Many of the state-of-the-art object detector CNNs are divided into two main groups. In one side, are models that reach higher accuracy but are slower: the two-stage detectors such as Faster R-CNN (Region-based Convolutional Neural Networks), and/or Mask R-CNN, that use a Region Proposal Network to generate regions of interests in the first stage and send the region proposals down the pipeline for object classification and bounding-box regression. In other side are models that reach lower accuracy but are faster: the single-stage detectors, such as You Only Look Once (YOLO) and Single Shot MultiBox Detector (SSD), that treat object detection as a simple regression problem which takes an input image and learns the class probabilities and bounding box coordinates.

In this paper it is presented a CNN model for fast and accurate fruit detection based on YOLO model (Redmon et al., 2015). By using those DL techniques, the need for hard-code specific features like specific fruit shapes, color and/or other attributes was eliminated. The network consists of several convolution and pooling layers, tweaked and changed from the standard model. Those modifications made to the model, make it more accurate to detect objects of the same class on close proximity (eg., only apple fruits, or only pear fruits). Even though the model was trained only on apple images (training data), it shows high accuracy on other fruits with similar attributes (green apples and green pears).

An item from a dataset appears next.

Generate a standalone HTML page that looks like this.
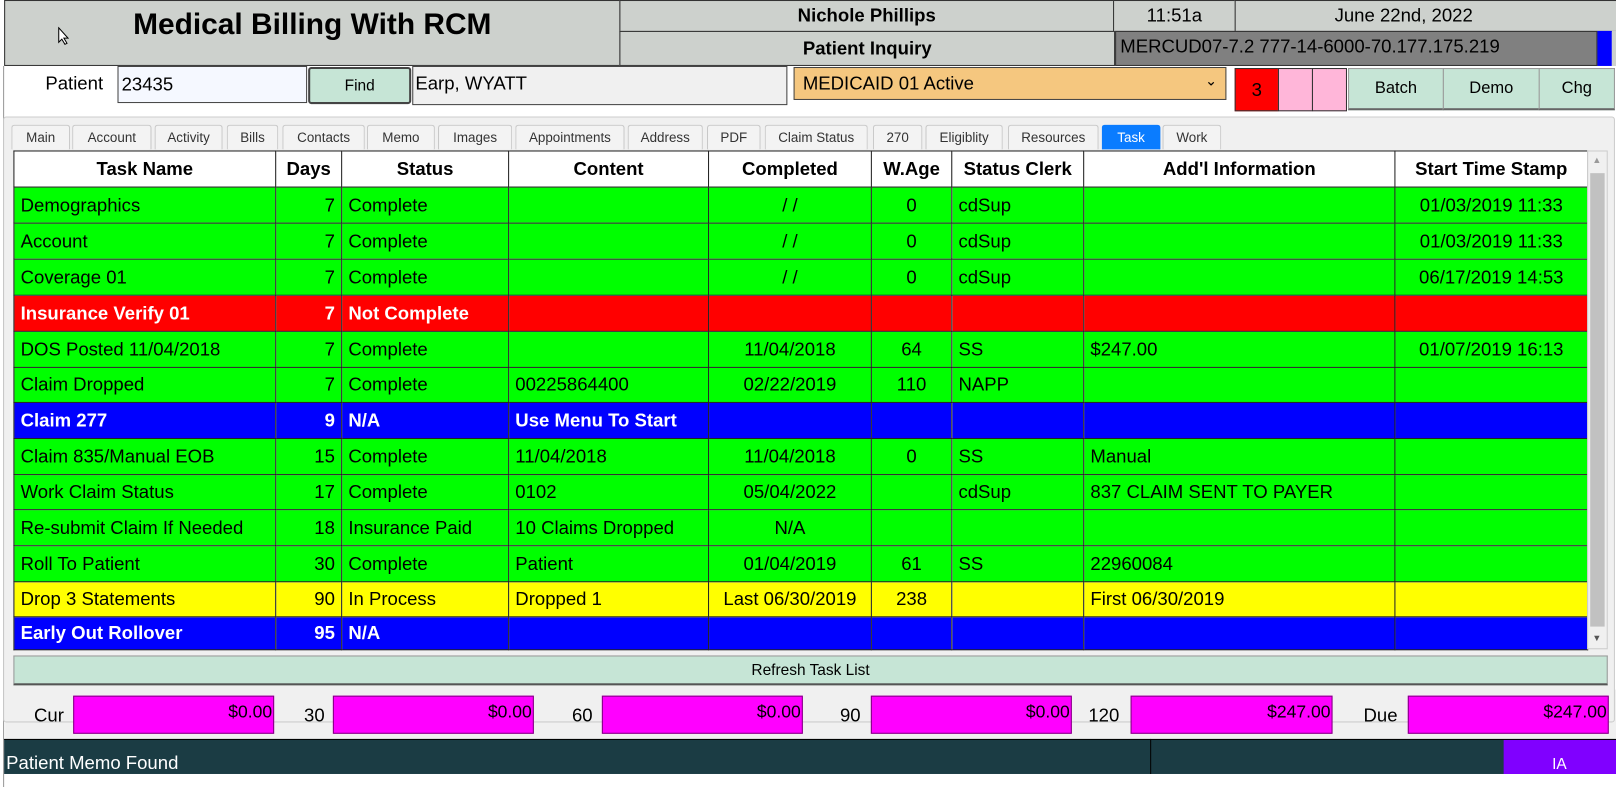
<!DOCTYPE html>
<html><head><meta charset="utf-8"><style>
*{box-sizing:border-box;margin:0;padding:0}
body{width:1616px;height:777px;background:#fff;font-family:"Liberation Sans",Arial,sans-serif;position:relative;overflow:hidden}
#w{position:absolute;left:0;top:0;width:1568px;height:754px;transform:scale(1.0306);transform-origin:0 0}
.a{position:absolute}
.hdr{background:#cdd1cd;border:1px solid #333}
.c{display:flex;align-items:center;justify-content:center}
table{border-collapse:collapse;table-layout:fixed;position:absolute;left:13px;top:146px;width:1527px}
td,th{border:1px solid #222;font-size:18px;padding:0 6px;white-space:nowrap;overflow:hidden}
th{background:#fff;font-weight:bold;text-align:center}
.g td{background:#00ff00;color:#000}
.r td{background:#ff0000;color:#fff;font-weight:bold}
.b td{background:#0000ff;color:#fff;font-weight:bold}
.y td{background:#ffff00;color:#000}
.n{text-align:right}.m{text-align:center}
.tab{position:absolute;top:121px;height:24px;border:1px solid #c8c8c8;border-bottom:none;background:#f3f3f3;font-size:13px;color:#333;display:flex;align-items:center;justify-content:center;border-radius:3px 3px 0 0}
.tot{position:absolute;top:675px;height:37px;background:#ff00ff;border:1px solid #800080;font-size:17px;text-align:right;padding:5px 1px 0 0}
.lb{position:absolute;top:684px;font-size:18px}
</style></head><body><div id="w">
<div class="a hdr c" style="left:4px;top:0;width:598px;height:64px;padding-bottom:16px;font-size:29px;font-weight:bold">Medical Billing With RCM</div>
<svg class="a" style="left:56px;top:26px" width="12" height="18"><path d="M1 1 L1 15 L4 12 L7 17 L9 16 L6 11 L10 11 Z" fill="#fff" stroke="#000"/></svg>
<div class="a hdr c" style="left:601px;top:0;width:480px;height:31px;font-size:18px;font-weight:bold">Nichole Phillips</div>
<div class="a hdr c" style="left:601px;top:30px;width:481px;height:34px;font-size:18px;font-weight:bold">Patient Inquiry</div>
<div class="a hdr c" style="left:1080px;top:0;width:119px;height:31px;font-size:18px">11:51a</div>
<div class="a hdr c" style="left:1198px;top:0;width:418px;height:31px;font-size:18px;padding-right:90px">June 22nd, 2022</div>
<div class="a" style="left:1082px;top:30px;width:468px;height:34px;background:#808080;border:1px solid #333;font-size:18px;padding:4px 0 0 4px">MERCUD07-7.2 777-14-6000-70.177.175.219</div>
<div class="a" style="left:1550px;top:30px;width:14px;height:34px;background:#0000ff"></div>
<div class="a" style="left:1564px;top:30px;width:52px;height:34px;background:#cdd1cd"></div>
<div class="a" style="left:0;top:64px;width:4px;height:700px;border-right:1px solid #999"></div>
<div class="a" style="left:5px;top:669px;width:1563px;height:48px;background:#f0f0f0"></div>
<div class="a" style="left:44px;top:71px;font-size:18px">Patient</div>
<div class="a" style="left:114px;top:64px;width:184px;height:36px;background:#f5f8ff;border:1px solid #444;font-size:18px;padding:7px 3px">23435</div>
<div class="a c" style="left:299px;top:65px;width:100px;height:36px;background:#c6e5d6;border:2px solid #444;border-radius:3px;font-size:15px">Find</div>
<div class="a" style="left:400px;top:64px;width:364px;height:38px;background:#f0f0f0;border:1px solid #444;font-size:18px;padding:6px 2px">Earp, WYATT</div>
<div class="a" style="left:770px;top:65px;width:420px;height:32px;background:#f5c77f;border:1px solid #444;font-size:18px;padding:5px 8px">MEDICAID 01 Active<span style="position:absolute;right:8px;top:4px;font-size:14px">&#8964;</span></div>
<div class="a c" style="left:1198px;top:66px;width:43px;height:42px;background:#ff0000;border:1px solid #333;font-size:18px">3</div>
<div class="a" style="left:1240px;top:66px;width:34px;height:42px;background:#ffb6d9;border:1px solid #333"></div>
<div class="a" style="left:1273px;top:66px;width:34px;height:42px;background:#ffb6d9;border:1px solid #333"></div>
<div class="a c" style="left:1308px;top:66px;width:93px;height:41px;background:#c6e5d6;border:1px solid #999;border-bottom:2px solid #666;font-size:16px">Batch</div>
<div class="a c" style="left:1400px;top:66px;width:94px;height:41px;background:#c6e5d6;border:1px solid #999;border-bottom:2px solid #666;font-size:16px">Demo</div>
<div class="a c" style="left:1493px;top:66px;width:74px;height:41px;background:#c6e5d6;border:1px solid #999;border-bottom:2px solid #666;font-size:16px">Chg</div>
<div class="a" style="left:3px;top:113px;width:1564px;height:588px;background:#f0f0f0;border:1px solid #ccc;border-radius:3px"></div>
<div class="tab" style="left:11px;width:57px">Main</div>
<div class="tab" style="left:70px;width:77px">Account</div>
<div class="tab" style="left:150px;width:66px">Activity</div>
<div class="tab" style="left:220px;width:50px">Bills</div>
<div class="tab" style="left:274px;width:80px">Contacts</div>
<div class="tab" style="left:356px;width:66px">Memo</div>
<div class="tab" style="left:425px;width:72px">Images</div>
<div class="tab" style="left:500px;width:106px">Appointments</div>
<div class="tab" style="left:609px;width:73px">Address</div>
<div class="tab" style="left:686px;width:52px">PDF</div>
<div class="tab" style="left:742px;width:100px">Claim Status</div>
<div class="tab" style="left:847px;width:48px">270</div>
<div class="tab" style="left:898px;width:75px">Eligiblity</div>
<div class="tab" style="left:978px;width:88px">Resources</div>
<div class="tab" style="left:1069px;width:57px;background:#0a7cff;color:#fff;border-color:#0a7cff">Task</div>
<div class="tab" style="left:1128px;width:57px">Work</div>
<table>
<colgroup><col style="width:254px"><col style="width:64px"><col style="width:162px"><col style="width:194px"><col style="width:158px"><col style="width:78px"><col style="width:128px"><col style="width:302px"><col style="width:187px"></colgroup>
<tr style="height:35px"><th>Task Name</th><th>Days</th><th>Status</th><th>Content</th><th>Completed</th><th>W.Age</th><th>Status Clerk</th><th>Add'l Information</th><th>Start Time Stamp</th></tr>
<tr class="g" style="height:35px"><td>Demographics</td><td class="n">7</td><td>Complete</td><td></td><td class="m">/ /</td><td class="m">0</td><td>cdSup</td><td></td><td class="m">01/03/2019 11:33</td></tr>
<tr class="g" style="height:35px"><td>Account</td><td class="n">7</td><td>Complete</td><td></td><td class="m">/ /</td><td class="m">0</td><td>cdSup</td><td></td><td class="m">01/03/2019 11:33</td></tr>
<tr class="g" style="height:35px"><td>Coverage 01</td><td class="n">7</td><td>Complete</td><td></td><td class="m">/ /</td><td class="m">0</td><td>cdSup</td><td></td><td class="m">06/17/2019 14:53</td></tr>
<tr class="r" style="height:35px"><td>Insurance Verify 01</td><td class="n">7</td><td>Not Complete</td><td></td><td></td><td></td><td></td><td></td><td></td></tr>
<tr class="g" style="height:35px"><td>DOS Posted 11/04/2018</td><td class="n">7</td><td>Complete</td><td></td><td class="m">11/04/2018</td><td class="m">64</td><td>SS</td><td>$247.00</td><td class="m">01/07/2019 16:13</td></tr>
<tr class="g" style="height:34px"><td>Claim Dropped</td><td class="n">7</td><td>Complete</td><td>00225864400</td><td class="m">02/22/2019</td><td class="m">110</td><td>NAPP</td><td></td><td></td></tr>
<tr class="b" style="height:35px"><td>Claim 277</td><td class="n">9</td><td>N/A</td><td>Use Menu To Start</td><td></td><td></td><td></td><td></td><td></td></tr>
<tr class="g" style="height:35px"><td>Claim 835/Manual EOB</td><td class="n">15</td><td>Complete</td><td>11/04/2018</td><td class="m">11/04/2018</td><td class="m">0</td><td>SS</td><td>Manual</td><td></td></tr>
<tr class="g" style="height:34px"><td>Work Claim Status</td><td class="n">17</td><td>Complete</td><td>0102</td><td class="m">05/04/2022</td><td></td><td>cdSup</td><td>837 CLAIM SENT TO PAYER</td><td></td></tr>
<tr class="g" style="height:35px"><td>Re-submit Claim If Needed</td><td class="n">18</td><td>Insurance Paid</td><td>10 Claims Dropped</td><td class="m">N/A</td><td></td><td></td><td></td><td></td></tr>
<tr class="g" style="height:35px"><td>Roll To Patient</td><td class="n">30</td><td>Complete</td><td>Patient</td><td class="m">01/04/2019</td><td class="m">61</td><td>SS</td><td>22960084</td><td></td></tr>
<tr class="y" style="height:34px"><td>Drop 3 Statements</td><td class="n">90</td><td>In Process</td><td>Dropped 1</td><td class="m">Last 06/30/2019</td><td class="m">238</td><td></td><td>First 06/30/2019</td><td></td></tr>
<tr class="b" style="height:32px"><td>Early Out Rollover</td><td class="n">95</td><td>N/A</td><td></td><td></td><td></td><td></td><td></td><td></td></tr>
</table>
<div class="a" style="left:1540px;top:146px;width:20px;height:484px;background:#f0f0f0;border:1px solid #ccc"></div>
<div class="a" style="left:1543px;top:168px;width:14px;height:440px;background:#c1c1c1"></div>
<div class="a" style="left:1545px;top:150px;font-size:9px;color:#999">&#9650;</div>
<div class="a" style="left:1545px;top:614px;font-size:9px;color:#555">&#9660;</div>
<div class="a c" style="left:13px;top:636px;width:1547px;height:29px;background:#c6e5d6;border:1px solid #999;border-bottom:2px solid #555;font-size:15px">Refresh Task List</div>
<div class="lb" style="left:33px">Cur</div>
<div class="tot" style="left:71px;width:195px">$0.00</div>
<div class="lb" style="left:295px">30</div>
<div class="tot" style="left:323px;width:195px">$0.00</div>
<div class="lb" style="left:555px">60</div>
<div class="tot" style="left:584px;width:195px">$0.00</div>
<div class="lb" style="left:815px">90</div>
<div class="tot" style="left:845px;width:195px">$0.00</div>
<div class="lb" style="left:1056px">120</div>
<div class="tot" style="left:1097px;width:196px">$247.00</div>
<div class="lb" style="left:1323px">Due</div>
<div class="tot" style="left:1366px;width:195px">$247.00</div>
<div class="a" style="left:4px;top:717px;width:1612px;height:34px;background:#1b3c44;border-top:1px solid #000"></div>
<div class="a" style="left:1116px;top:717px;width:1px;height:34px;background:#000"></div>
<div class="a" style="left:1459px;top:718px;width:157px;height:33px;background:#8000ff"></div>
<div class="a" style="left:6px;top:730px;color:#fff;font-size:18px">Patient Memo Found</div>
<div class="a" style="left:1506px;top:733px;color:#fff;font-size:15px">IA</div>
</div></body></html>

Background and Related Work

The positions of the fruits in the tree are widely distributed, highly depending on the tree size, form, and growth. Furthermore, in addition to their position, fruits vary in size, shape, and reflectance due to the natural variation that exists in nature. Currently, no growth models can predict where fruit will occur. The shape of the fruit, one of the most distinctive features, varies between species and even cultivars (e.g., apples, oranges, etc., are cylindrical, but the width/height ratio are not constant with other fruits like pears) (Bac et al., 2014). Reflectance (mostly color and near-infrared) of fruit is a visual cue often used to distinguish fruit from other plant parts and still it varies strongly (Tao and Zhou, 2017). Color and texture are the fundamental character of natural images and plays an important role in visual perception. Color is often a distinctive and indicative cue for the presence of fruit. Most fruits when ripe have a distinctive color: red (apples, strawberries, and peaches, etc...), orange (oranges, etc...), or yellow (pears, lemons, peaches, and bananas). This makes them stand out from the green foliage when they are ready to pick (Edan et al., 2009; Barnea et al., 2016). However, some fruits even after ripening are still green (apple cv Granny Smith even after ripening does not change color) making them indistinguishable from the foliage on the basis of color alone (Edan et al., 2009).

The earliest fruit detection systems date since 1968 (Jimeìnez et al., 1999). Using different methods and approaches based on photometric information (light reflectance difference from fruits and leaves in visible or infrared spectrum), these detectors were able to differentiate fruits from other part of the tree. According to the reviews devoted to fruit detection by Jimeìnez et al. (1999) and Kapach et al. (2012) there were many problems related to growth habit, that had to be considered. The unstructured and uncontrolled outdoor environment also presents many challenges for computer vision systems in agriculture.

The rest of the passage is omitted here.